The man who painted everyone
In 1796, the most famous painter in America deliberately left a portrait unfinished — and then made a fortune off it.
The sitter was George Washington. Martha Washington had talked her husband into one more sitting, hoping for a matched pair of portraits to hang at home. Gilbert Stuart painted the President's head and shoulders, brilliant and alive, against a blank brown background. Then he stopped. He never finished it, and he never handed it over. He had realized something: as long as the original stayed in his studio, he could copy it again and again and sell each copy. He is said to have called those copies his "hundred-dollar bills," after his price. By the time he died, he had reportedly made well over a hundred of them.
That is the kind of man Stuart was — gifted, charming, and chronically, almost cheerfully broke.
He was born in Rhode Island in 1755, the son of a Scottish snuff-maker. He sailed to London as a young man and talked his way into the studio of Benjamin West, the expatriate American painter who trained a whole generation. Stuart learned fast. In 1782 a single picture — The Skater, a gentleman gliding across a frozen pond — made him the talk of London almost overnight. Commissions poured in. So did debts. By 1787 he had fled to Dublin to escape his English creditors, where he promptly ran up Irish ones too.

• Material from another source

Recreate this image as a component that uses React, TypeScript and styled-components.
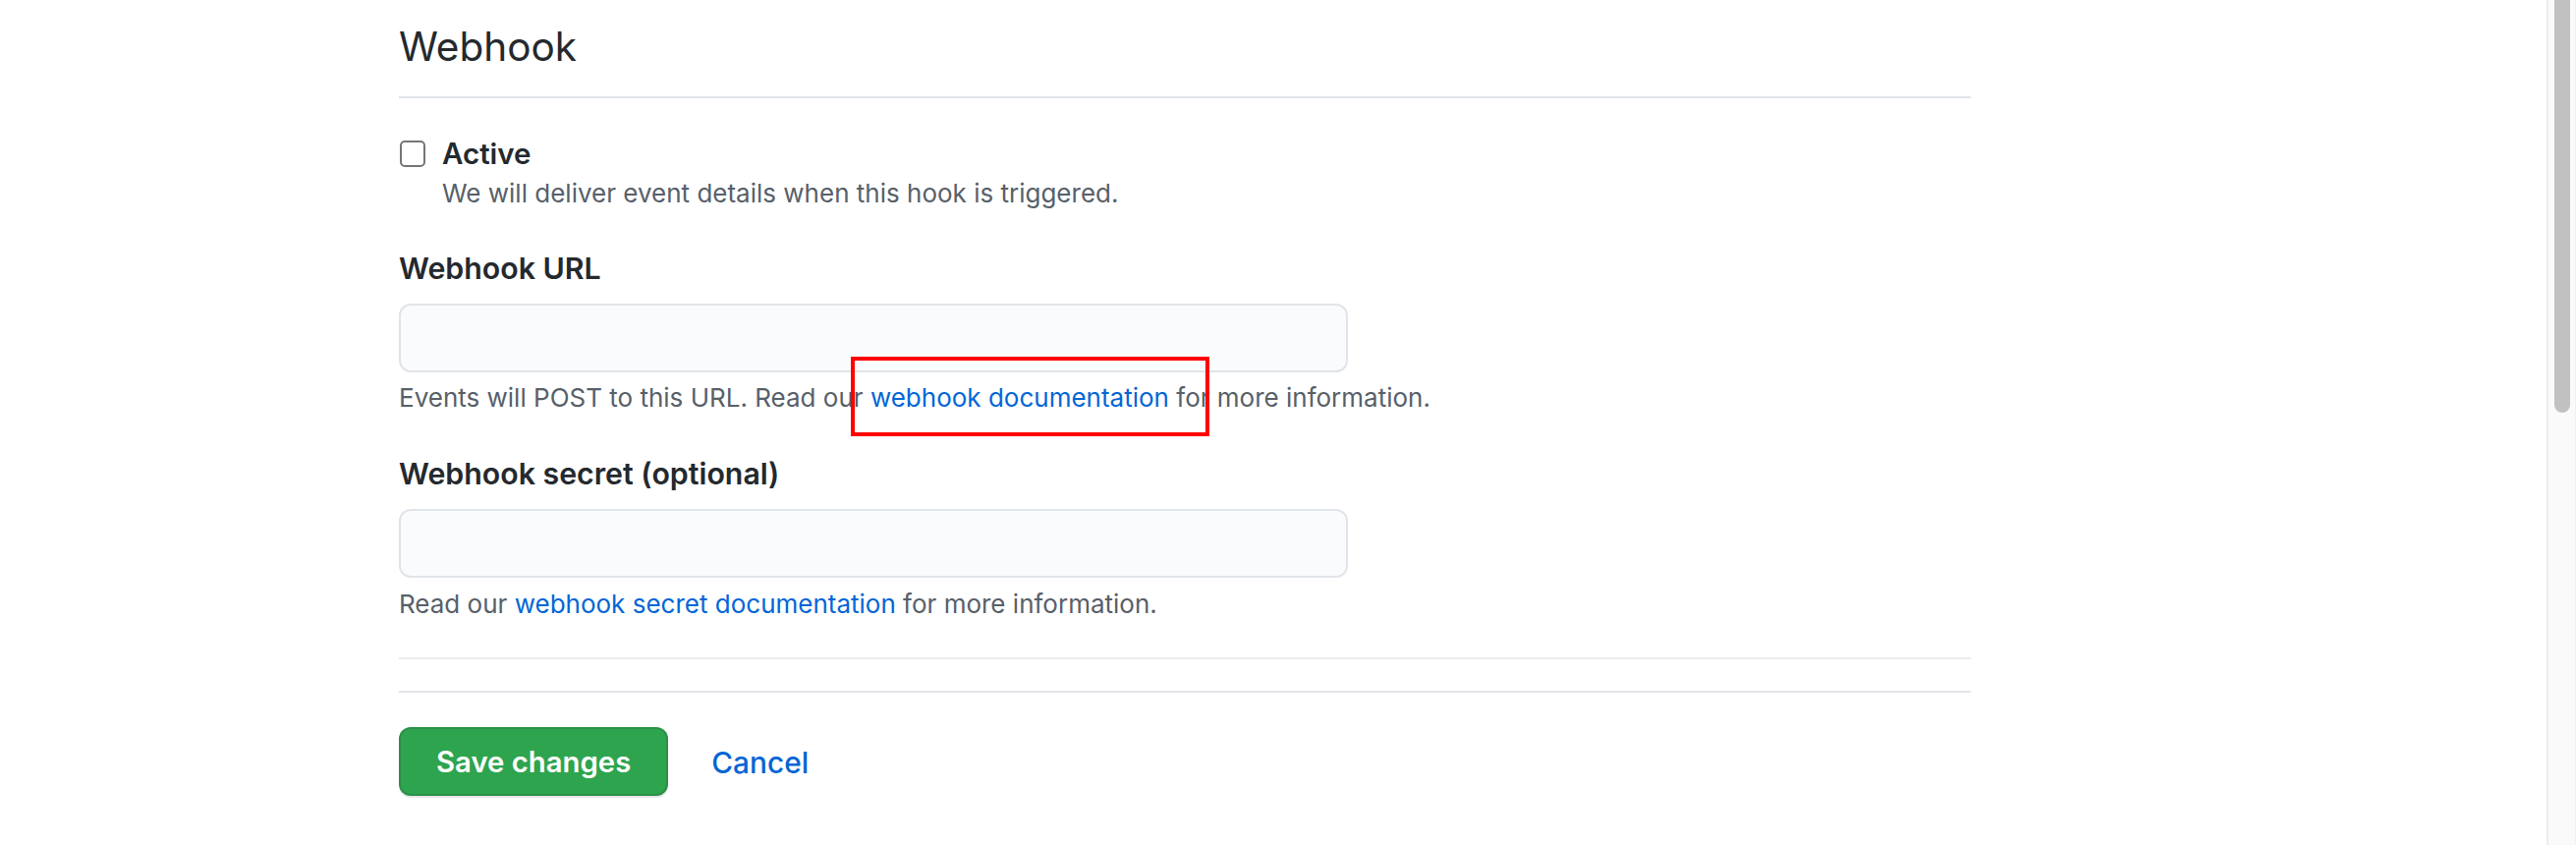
import React from 'react'
import styled, { createGlobalStyle } from 'styled-components'

const GlobalStyle = createGlobalStyle`
  html, body {
    margin: 0;
    padding: 0;
    background: #ffffff;
  }
  body {
    font-family: Inter, "Noto Sans", "Liberation Sans", sans-serif;
    color: #24292e;
  }
`

const Viewport = styled.div`
  display: flex;
  width: 2622px;
  height: 860px;
  overflow: hidden;
`

const Main = styled.main`
  position: relative;
  flex: 1;
  padding-left: 406px;
`

const Form = styled.form`
  width: 1600px;
  display: flex;
  flex-direction: column;
`

const Subhead = styled.div`
  padding-top: 18px;
  padding-bottom: 20px;
  border-bottom: 2px solid #e1e4e8;
`

const SubheadTitle = styled.h2`
  margin: 0;
  font-size: 40.5px;
  line-height: 60px;
  font-weight: 400;
  color: #24292e;
`

const CheckRow = styled.div`
  display: grid;
  grid-template-columns: 26px 1fr;
  column-gap: 18px;
  margin-top: 38px;
`

const Checkbox = styled.input`
  appearance: none;
  margin: 5px 0 0 1px;
  width: 26px;
  height: 27px;
  border: 2px solid #767676;
  border-radius: 5px;
  background: #fff;
  box-sizing: border-box;
`

const CheckText = styled.div`
  display: flex;
  flex-direction: column;
  gap: 7px;
`

const CheckLabel = styled.label`
  font-size: 29.5px;
  line-height: 36px;
  font-weight: 600;
  color: #24292e;
`

const Note = styled.p<{ $gap?: number }>`
  margin: ${p => p.$gap ?? 0}px 0 0;
  font-size: 26px;
  line-height: 32px;
  color: #586069;
`

const FieldGroup = styled.div<{ $top: number }>`
  display: flex;
  flex-direction: column;
  margin-top: ${p => p.$top}px;
`

const FieldLabel = styled.label`
  font-size: 30.3px;
  line-height: 40px;
  font-weight: 600;
  color: #24292e;
`

const TextInput = styled.input`
  margin-top: 16px;
  width: 966px;
  height: 70px;
  box-sizing: border-box;
  border: 2px solid #e1e4e8;
  border-radius: 12px;
  background: #fafbfc;
  padding: 0 24px;
  font-size: 28px;
  font-family: inherit;
  outline: none;
`

const Rule = styled.hr<{ $tone: string; $top: number }>`
  margin: ${p => p.$top}px 0 0;
  border: 0;
  height: 2px;
  background: ${p => p.$tone};
`

const Actions = styled.div`
  display: flex;
  align-items: center;
  gap: 44px;
  margin-top: 35px;
`

const PrimaryButton = styled.button`
  height: 70px;
  padding: 0 36px;
  border: 2px solid rgba(27, 31, 35, 0.15);
  border-radius: 12px;
  background: #2ea44f;
  box-shadow: 0 2px 0 rgba(27, 31, 35, 0.1);
  color: #fff;
  font-family: inherit;
  font-size: 29.3px;
  font-weight: 600;
`

const TextLink = styled.a`
  color: #0366d6;
  text-decoration: none;
`

const CancelLink = styled(TextLink)`
  font-size: 29.8px;
  font-weight: 500;
  padding-top: 2px;
`

const Highlight = styled.div`
  position: absolute;
  left: 866px;
  top: 363px;
  width: 365px;
  height: 81px;
  box-sizing: border-box;
  border: 4px solid #ff0000;
  pointer-events: none;
`

const ScrollRail = styled.div`
  width: 30px;
  flex-shrink: 0;
  background: #fafafa;
  border-left: 2px solid #ececec;
  border-right: 1px solid #f0f0f0;
  box-sizing: border-box;
  display: flex;
  justify-content: center;
`

const ScrollThumb = styled.div`
  width: 16px;
  height: 420px;
  background: #c1c1c1;
  border-radius: 0 0 8px 8px;
`

export default function App() {
  return (
    <>
      <GlobalStyle />
      <Viewport>
        <Main>
          <Form onSubmit={e => e.preventDefault()}>
            <Subhead>
              <SubheadTitle>Webhook</SubheadTitle>
            </Subhead>

            <CheckRow>
              <Checkbox type="checkbox" id="hook-active" />
              <CheckText>
                <CheckLabel htmlFor="hook-active">Active</CheckLabel>
                <Note>We will deliver event details when this hook is triggered.</Note>
              </CheckText>
            </CheckRow>

            <FieldGroup $top={40}>
              <FieldLabel htmlFor="hook-url">Webhook URL</FieldLabel>
              <TextInput id="hook-url" type="text" />
              <Note $gap={10}>
                Events will POST to this URL. Read our{' '}
                <TextLink href="#">webhook documentation</TextLink> for more information.
              </Note>
            </FieldGroup>

            <FieldGroup $top={41}>
              <FieldLabel htmlFor="hook-secret">Webhook secret (optional)</FieldLabel>
              <TextInput id="hook-secret" type="text" />
              <Note $gap={11}>
                Read our <TextLink href="#">webhook secret documentation</TextLink> for more
                information.
              </Note>
            </FieldGroup>

            <Rule $tone="#eaecef" $top={38} />
            <Rule $tone="#e1e4e8" $top={32} />

            <Actions>
              <PrimaryButton type="submit">Save changes</PrimaryButton>
              <CancelLink href="#">Cancel</CancelLink>
            </Actions>
          </Form>
          <Highlight />
        </Main>
        <ScrollRail>
          <ScrollThumb />
        </ScrollRail>
      </Viewport>
    </>
  )
}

In 1793 he came home to America with a plan as simple as it was audacious: paint George Washington, and let every other commission in the country follow. It worked. He settled into Philadelphia, then the seat of government, and the founders lined up. Stuart painted the first six Presidents. He painted more than a thousand people in all. He set the standard for what an American portrait looked like — and he did it while leaving his family so deep in debt that he was buried in an unmarked grave.